Records from a collection:
################
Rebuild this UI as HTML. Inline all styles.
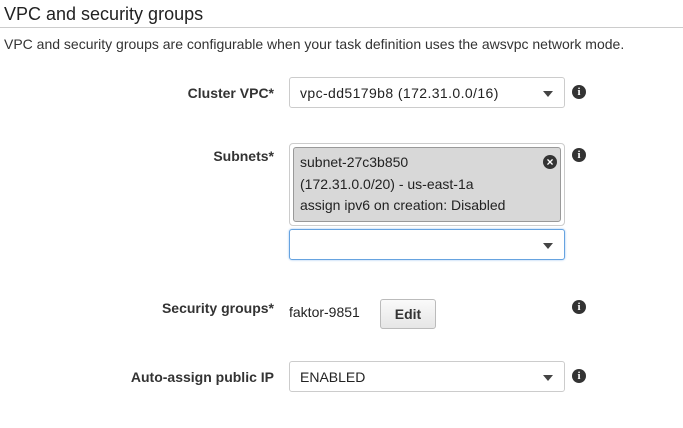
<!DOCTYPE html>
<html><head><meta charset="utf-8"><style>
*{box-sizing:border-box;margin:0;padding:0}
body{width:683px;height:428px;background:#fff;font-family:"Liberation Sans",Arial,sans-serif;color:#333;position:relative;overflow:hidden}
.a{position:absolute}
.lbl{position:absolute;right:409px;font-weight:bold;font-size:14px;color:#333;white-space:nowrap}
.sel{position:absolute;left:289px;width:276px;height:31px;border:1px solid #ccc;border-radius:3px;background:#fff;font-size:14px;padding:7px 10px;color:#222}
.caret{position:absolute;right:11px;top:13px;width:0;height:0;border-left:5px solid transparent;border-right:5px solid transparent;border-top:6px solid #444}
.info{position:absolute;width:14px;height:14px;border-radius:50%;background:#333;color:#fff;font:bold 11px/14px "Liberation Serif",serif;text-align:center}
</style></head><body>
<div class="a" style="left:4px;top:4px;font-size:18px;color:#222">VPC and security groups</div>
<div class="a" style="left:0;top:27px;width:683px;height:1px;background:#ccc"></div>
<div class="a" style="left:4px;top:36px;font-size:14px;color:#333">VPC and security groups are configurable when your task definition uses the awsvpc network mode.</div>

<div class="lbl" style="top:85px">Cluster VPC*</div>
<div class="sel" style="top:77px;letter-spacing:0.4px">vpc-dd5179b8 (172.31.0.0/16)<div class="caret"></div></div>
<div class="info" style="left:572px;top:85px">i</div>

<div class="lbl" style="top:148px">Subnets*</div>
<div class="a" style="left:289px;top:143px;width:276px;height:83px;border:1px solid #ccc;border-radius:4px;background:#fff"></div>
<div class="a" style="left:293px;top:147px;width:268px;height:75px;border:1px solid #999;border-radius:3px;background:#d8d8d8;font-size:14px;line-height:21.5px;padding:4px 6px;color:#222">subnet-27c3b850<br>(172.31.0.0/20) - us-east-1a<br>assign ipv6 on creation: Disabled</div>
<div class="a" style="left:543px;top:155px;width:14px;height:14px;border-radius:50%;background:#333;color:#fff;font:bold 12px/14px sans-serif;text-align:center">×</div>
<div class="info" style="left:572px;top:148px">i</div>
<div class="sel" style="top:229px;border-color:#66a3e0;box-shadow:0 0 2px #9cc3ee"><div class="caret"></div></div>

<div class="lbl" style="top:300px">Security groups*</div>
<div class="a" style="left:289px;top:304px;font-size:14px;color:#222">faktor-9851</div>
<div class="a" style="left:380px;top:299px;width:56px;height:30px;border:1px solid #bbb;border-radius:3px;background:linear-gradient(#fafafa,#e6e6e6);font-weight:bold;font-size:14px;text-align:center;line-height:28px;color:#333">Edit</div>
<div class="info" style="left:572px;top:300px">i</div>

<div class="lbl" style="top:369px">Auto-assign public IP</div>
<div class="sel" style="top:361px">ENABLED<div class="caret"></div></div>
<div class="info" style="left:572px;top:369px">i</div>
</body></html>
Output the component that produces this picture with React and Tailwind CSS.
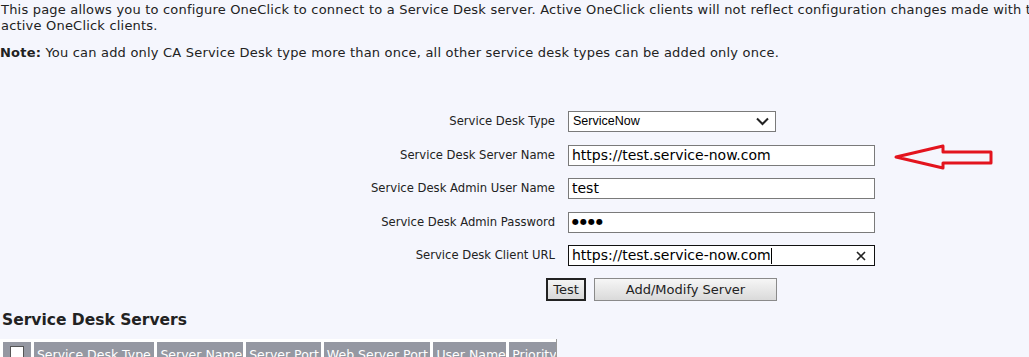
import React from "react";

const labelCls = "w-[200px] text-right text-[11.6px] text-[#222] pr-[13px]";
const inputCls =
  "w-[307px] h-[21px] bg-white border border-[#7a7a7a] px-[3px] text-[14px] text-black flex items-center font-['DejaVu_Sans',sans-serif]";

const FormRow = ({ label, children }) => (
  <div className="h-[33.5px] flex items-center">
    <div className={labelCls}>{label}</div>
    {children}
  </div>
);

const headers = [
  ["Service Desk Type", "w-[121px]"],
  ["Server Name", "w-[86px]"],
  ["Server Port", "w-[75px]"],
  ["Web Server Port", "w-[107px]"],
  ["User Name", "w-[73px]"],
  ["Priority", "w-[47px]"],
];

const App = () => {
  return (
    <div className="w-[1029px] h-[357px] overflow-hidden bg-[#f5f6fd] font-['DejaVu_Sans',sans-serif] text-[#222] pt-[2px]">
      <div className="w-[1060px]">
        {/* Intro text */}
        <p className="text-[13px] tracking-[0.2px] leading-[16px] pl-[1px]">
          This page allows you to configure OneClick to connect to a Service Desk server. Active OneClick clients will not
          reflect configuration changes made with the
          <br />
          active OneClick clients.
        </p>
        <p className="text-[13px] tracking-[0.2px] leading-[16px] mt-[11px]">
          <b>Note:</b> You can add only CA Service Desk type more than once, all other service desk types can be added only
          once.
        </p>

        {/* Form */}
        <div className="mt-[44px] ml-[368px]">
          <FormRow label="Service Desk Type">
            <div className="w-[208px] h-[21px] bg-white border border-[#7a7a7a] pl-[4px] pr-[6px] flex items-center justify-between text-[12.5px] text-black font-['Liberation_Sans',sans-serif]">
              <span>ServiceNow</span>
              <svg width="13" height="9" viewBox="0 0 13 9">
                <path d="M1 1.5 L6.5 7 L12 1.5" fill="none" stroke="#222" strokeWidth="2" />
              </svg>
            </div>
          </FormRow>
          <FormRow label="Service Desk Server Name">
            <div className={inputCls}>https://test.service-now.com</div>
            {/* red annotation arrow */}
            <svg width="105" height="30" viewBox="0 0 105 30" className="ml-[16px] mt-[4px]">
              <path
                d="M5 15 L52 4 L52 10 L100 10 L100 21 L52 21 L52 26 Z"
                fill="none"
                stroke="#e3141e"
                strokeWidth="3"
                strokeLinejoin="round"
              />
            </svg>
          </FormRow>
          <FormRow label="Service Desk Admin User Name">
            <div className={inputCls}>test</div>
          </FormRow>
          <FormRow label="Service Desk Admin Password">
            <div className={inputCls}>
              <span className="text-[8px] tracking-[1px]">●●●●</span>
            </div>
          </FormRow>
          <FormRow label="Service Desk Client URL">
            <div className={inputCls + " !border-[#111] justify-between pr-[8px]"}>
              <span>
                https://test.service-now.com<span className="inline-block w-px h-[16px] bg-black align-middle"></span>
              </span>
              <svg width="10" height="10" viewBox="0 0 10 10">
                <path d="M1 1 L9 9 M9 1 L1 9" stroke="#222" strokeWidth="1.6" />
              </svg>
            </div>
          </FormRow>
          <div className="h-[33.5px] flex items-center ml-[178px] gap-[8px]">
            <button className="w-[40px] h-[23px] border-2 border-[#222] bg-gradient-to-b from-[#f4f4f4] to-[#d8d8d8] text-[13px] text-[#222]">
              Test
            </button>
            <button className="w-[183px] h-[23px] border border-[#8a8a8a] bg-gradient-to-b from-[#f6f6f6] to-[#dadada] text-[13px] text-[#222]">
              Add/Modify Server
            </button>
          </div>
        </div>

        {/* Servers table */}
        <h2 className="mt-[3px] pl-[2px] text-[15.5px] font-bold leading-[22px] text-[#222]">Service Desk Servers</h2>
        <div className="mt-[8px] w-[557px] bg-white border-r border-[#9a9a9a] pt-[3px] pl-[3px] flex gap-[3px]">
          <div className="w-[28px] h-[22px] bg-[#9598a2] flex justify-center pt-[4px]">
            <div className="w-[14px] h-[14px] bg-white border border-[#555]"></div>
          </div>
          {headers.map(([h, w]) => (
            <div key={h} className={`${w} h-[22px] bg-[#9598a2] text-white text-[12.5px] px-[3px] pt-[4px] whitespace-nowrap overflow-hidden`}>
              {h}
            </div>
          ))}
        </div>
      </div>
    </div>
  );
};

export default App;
################
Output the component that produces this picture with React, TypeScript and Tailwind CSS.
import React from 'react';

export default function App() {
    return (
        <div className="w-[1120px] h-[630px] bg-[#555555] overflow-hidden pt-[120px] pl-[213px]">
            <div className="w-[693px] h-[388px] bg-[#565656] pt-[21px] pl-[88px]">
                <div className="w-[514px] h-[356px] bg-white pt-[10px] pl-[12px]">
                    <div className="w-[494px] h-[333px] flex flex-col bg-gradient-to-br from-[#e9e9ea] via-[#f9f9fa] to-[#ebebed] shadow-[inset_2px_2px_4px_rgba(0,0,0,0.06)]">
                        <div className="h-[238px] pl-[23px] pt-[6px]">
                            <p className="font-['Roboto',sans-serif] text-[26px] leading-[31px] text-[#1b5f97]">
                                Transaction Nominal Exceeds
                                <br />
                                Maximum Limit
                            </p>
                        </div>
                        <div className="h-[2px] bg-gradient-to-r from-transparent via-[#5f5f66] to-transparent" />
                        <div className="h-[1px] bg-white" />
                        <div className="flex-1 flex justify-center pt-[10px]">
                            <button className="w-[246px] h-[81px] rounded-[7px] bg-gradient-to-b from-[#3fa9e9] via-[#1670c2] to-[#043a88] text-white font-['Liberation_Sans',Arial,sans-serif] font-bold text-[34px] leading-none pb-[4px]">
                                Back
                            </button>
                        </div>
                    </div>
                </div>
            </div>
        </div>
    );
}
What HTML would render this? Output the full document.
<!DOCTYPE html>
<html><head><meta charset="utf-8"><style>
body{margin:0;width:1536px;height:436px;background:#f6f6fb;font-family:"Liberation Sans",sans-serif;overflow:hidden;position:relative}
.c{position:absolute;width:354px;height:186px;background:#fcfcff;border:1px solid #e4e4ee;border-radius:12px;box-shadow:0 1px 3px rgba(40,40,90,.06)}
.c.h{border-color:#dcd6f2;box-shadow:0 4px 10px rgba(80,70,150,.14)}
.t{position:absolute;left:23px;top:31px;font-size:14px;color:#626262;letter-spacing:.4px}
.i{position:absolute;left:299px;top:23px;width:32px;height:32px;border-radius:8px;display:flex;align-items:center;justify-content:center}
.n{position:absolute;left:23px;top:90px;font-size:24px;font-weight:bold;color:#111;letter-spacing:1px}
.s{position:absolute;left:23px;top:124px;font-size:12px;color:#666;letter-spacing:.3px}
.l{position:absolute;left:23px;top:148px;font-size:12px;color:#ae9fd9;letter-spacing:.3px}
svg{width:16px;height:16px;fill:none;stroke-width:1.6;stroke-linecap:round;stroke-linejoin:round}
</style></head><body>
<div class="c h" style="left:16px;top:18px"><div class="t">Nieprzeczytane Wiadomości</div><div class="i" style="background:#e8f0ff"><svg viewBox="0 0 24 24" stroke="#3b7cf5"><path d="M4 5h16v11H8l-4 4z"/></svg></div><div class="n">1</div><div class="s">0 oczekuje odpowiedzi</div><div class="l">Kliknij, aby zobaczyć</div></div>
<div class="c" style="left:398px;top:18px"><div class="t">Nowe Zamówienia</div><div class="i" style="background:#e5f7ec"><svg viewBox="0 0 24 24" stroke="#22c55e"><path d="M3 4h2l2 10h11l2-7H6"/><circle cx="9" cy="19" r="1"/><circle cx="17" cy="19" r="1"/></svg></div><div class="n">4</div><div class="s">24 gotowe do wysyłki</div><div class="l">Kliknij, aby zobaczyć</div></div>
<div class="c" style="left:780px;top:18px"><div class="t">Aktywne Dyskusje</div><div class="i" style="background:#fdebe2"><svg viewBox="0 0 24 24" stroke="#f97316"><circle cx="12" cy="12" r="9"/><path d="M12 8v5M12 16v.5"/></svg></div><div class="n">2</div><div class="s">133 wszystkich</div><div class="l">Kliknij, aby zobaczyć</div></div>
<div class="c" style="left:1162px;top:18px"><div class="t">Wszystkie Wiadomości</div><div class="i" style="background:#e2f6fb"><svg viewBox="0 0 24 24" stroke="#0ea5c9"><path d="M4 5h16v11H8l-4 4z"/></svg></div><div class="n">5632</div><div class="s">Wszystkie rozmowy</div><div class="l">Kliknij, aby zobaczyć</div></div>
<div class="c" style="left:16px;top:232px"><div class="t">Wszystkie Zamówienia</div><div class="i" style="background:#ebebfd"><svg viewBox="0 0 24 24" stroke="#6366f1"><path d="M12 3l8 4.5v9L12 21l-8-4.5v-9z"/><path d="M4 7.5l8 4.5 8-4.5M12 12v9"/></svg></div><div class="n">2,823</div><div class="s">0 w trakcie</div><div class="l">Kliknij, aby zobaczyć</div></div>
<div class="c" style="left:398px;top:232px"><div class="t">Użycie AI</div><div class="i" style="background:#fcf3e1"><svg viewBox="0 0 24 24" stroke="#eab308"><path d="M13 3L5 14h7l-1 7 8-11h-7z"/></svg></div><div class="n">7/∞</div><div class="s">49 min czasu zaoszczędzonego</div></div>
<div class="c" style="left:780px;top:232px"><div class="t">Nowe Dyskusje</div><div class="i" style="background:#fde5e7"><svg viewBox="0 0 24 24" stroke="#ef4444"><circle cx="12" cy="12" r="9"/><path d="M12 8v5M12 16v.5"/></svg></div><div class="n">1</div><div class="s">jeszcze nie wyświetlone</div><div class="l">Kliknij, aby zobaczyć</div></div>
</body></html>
################
● Set problem: Extract all lines of the records above that include "produces".

● Response to this exercise:
Output the component that produces this picture with React and Tailwind CSS.
Output the component that produces this picture with React, TypeScript and Tailwind CSS.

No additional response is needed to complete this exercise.